Ce n’est pas le lieu de le suivre dans toute sa promenade à travers l’existence, ni de dessiner sa physionomie militaire : vaillant au feu, médiocre ou nul comme stratégiste et tacticien, heureux devant Namur, à Lawfeld, à Raucoux, lorsqu’il a pour chef un Maurice de Saxe, pour conseillers Valfons, Beauvau, Lowendal ; battu à plates coutures lorsque le souffleur s’appelle Mortaigne[1] ; il lui manque le feu sacré, la ténacité, les vertus de réflexion qui font les hommes de guerre.
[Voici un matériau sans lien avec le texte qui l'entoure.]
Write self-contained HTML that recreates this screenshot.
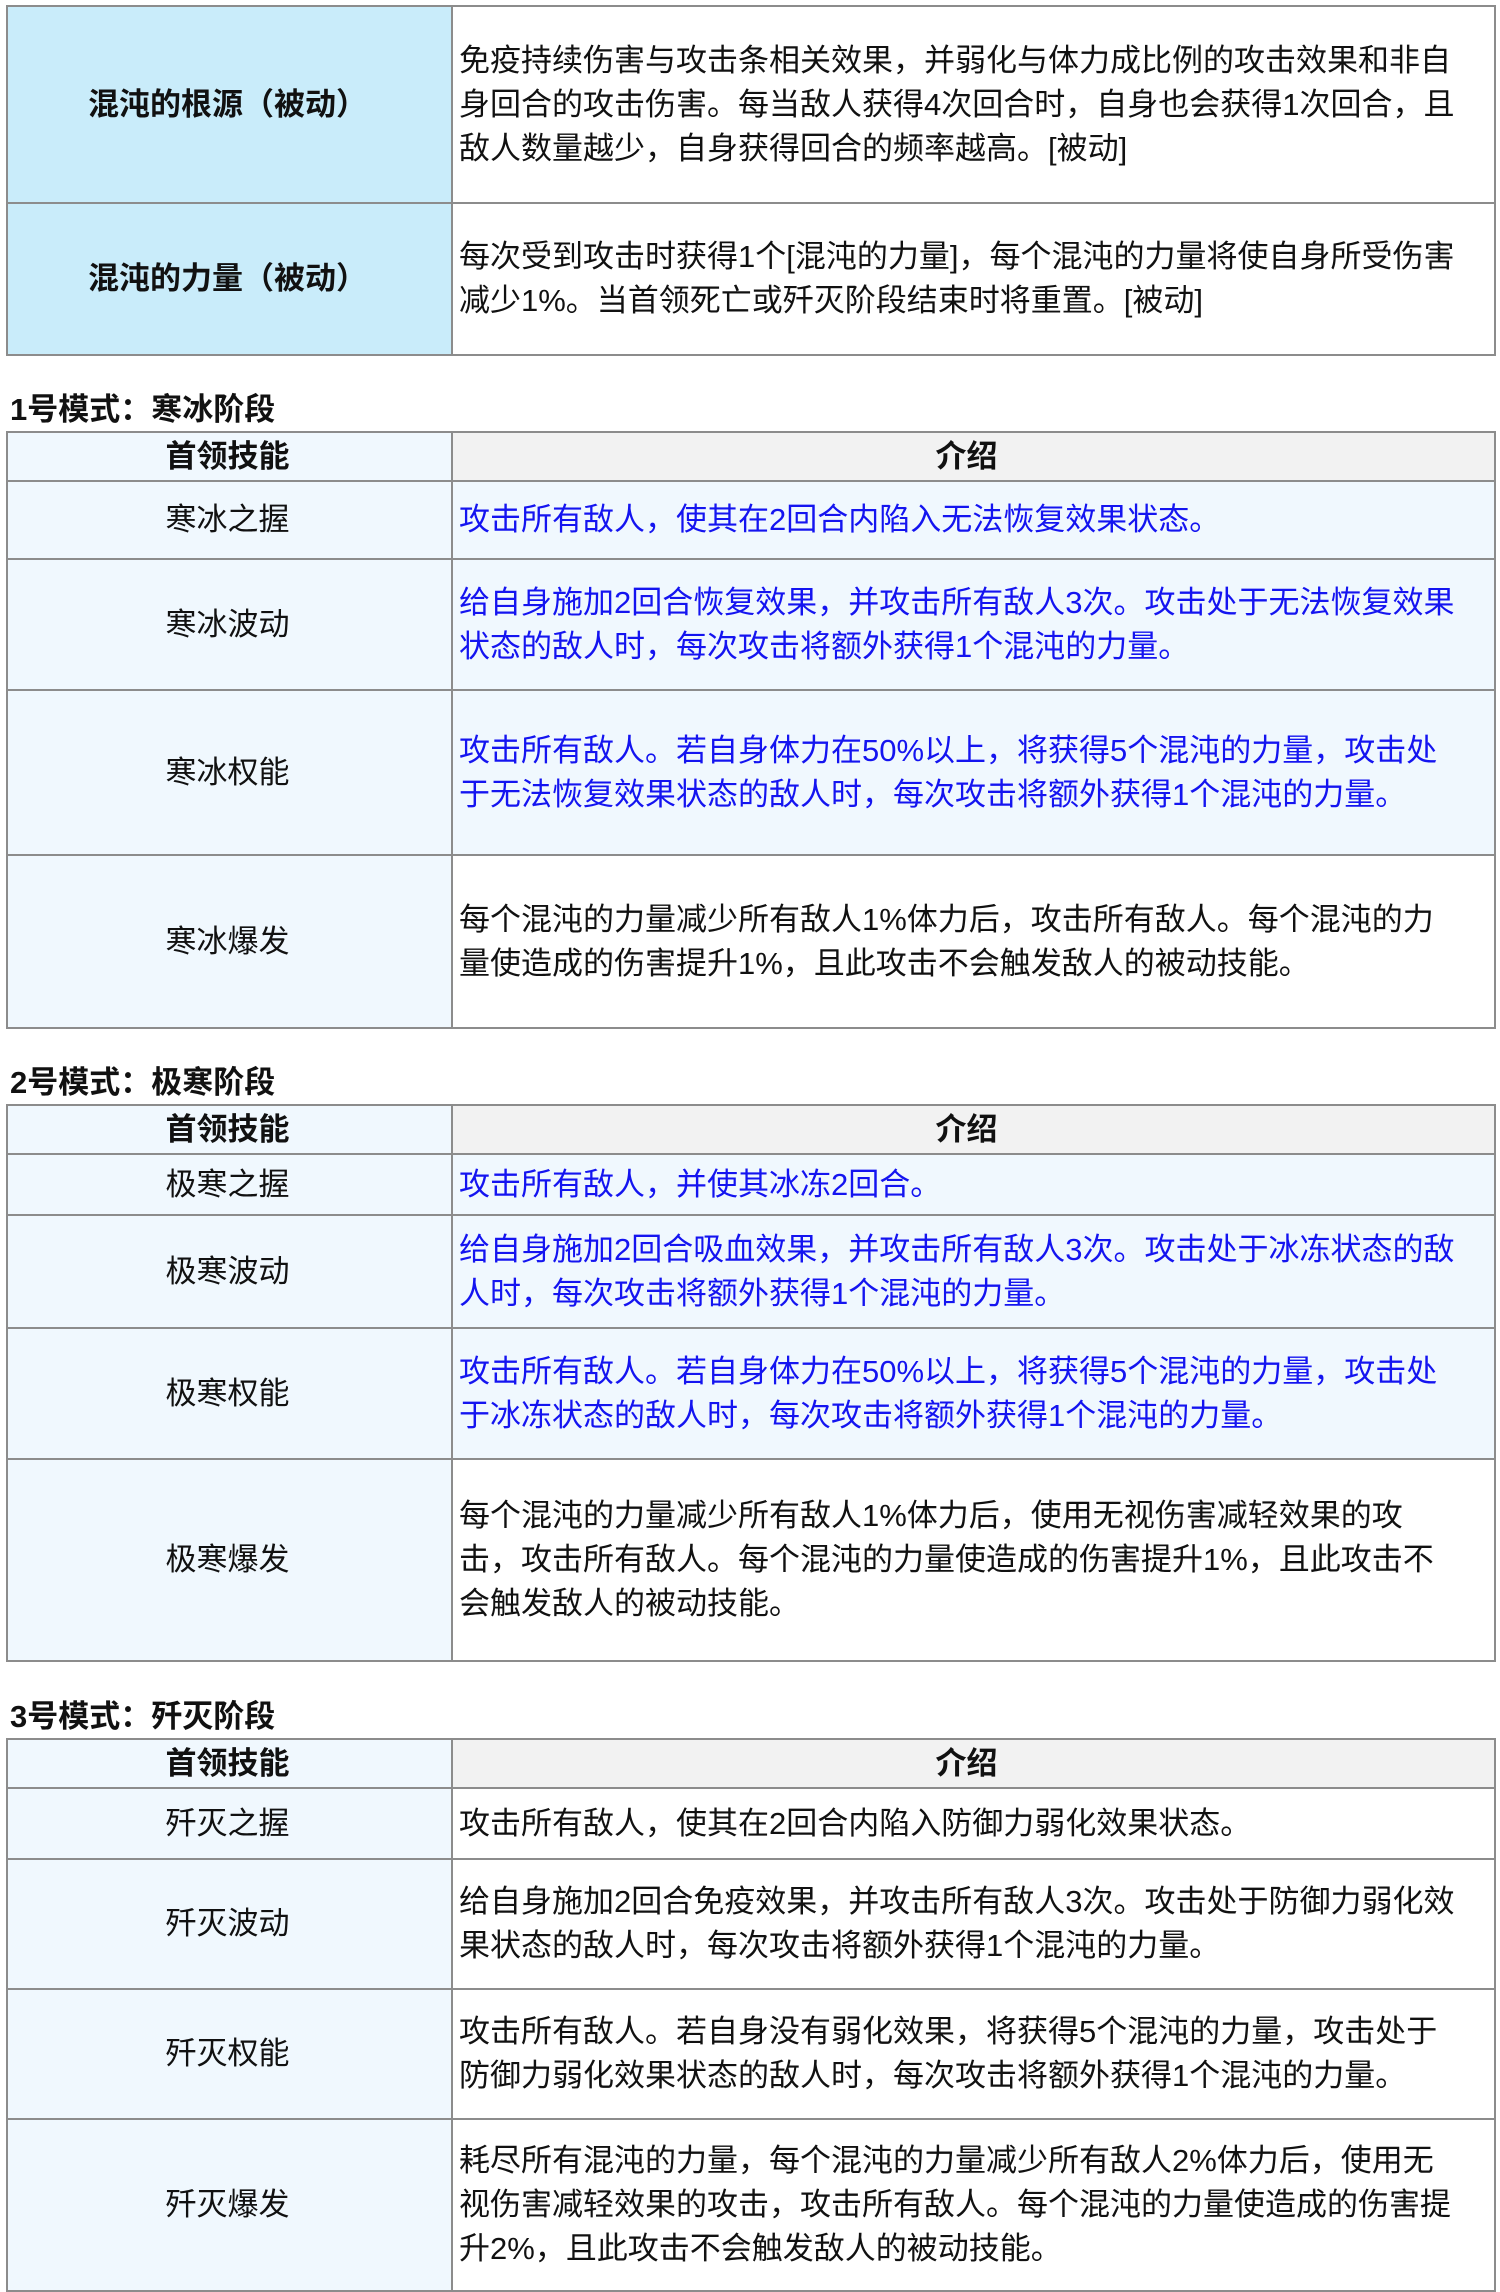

Parfois un éclair, un élan, dignes de son aïeul, quand il va trouver Louis XV, malade à Metz, et prend sur lui d’entrer sans permission dans sa chambre ; un mot bien français, lorsque, après la prise d’Anvers, on lui demande s’il imitera le duc de Chartres, le prince de Dombes, le comte d’Eu, le duc de Penthièvre, qui s’apprêtaient à quitter l’armée à la suite du roi : « Il n’y a que les princes qui partent, moi je reste. » Et puis, la moquerie de soi-même et de son conseiller Mortaigne, tandis qu’il le laisse maître absolu de conduire l’armée de Hanovre

  1. Jomini, Traité des grandes opérations militaires, 4e édit., t. II, p. 1 à 38.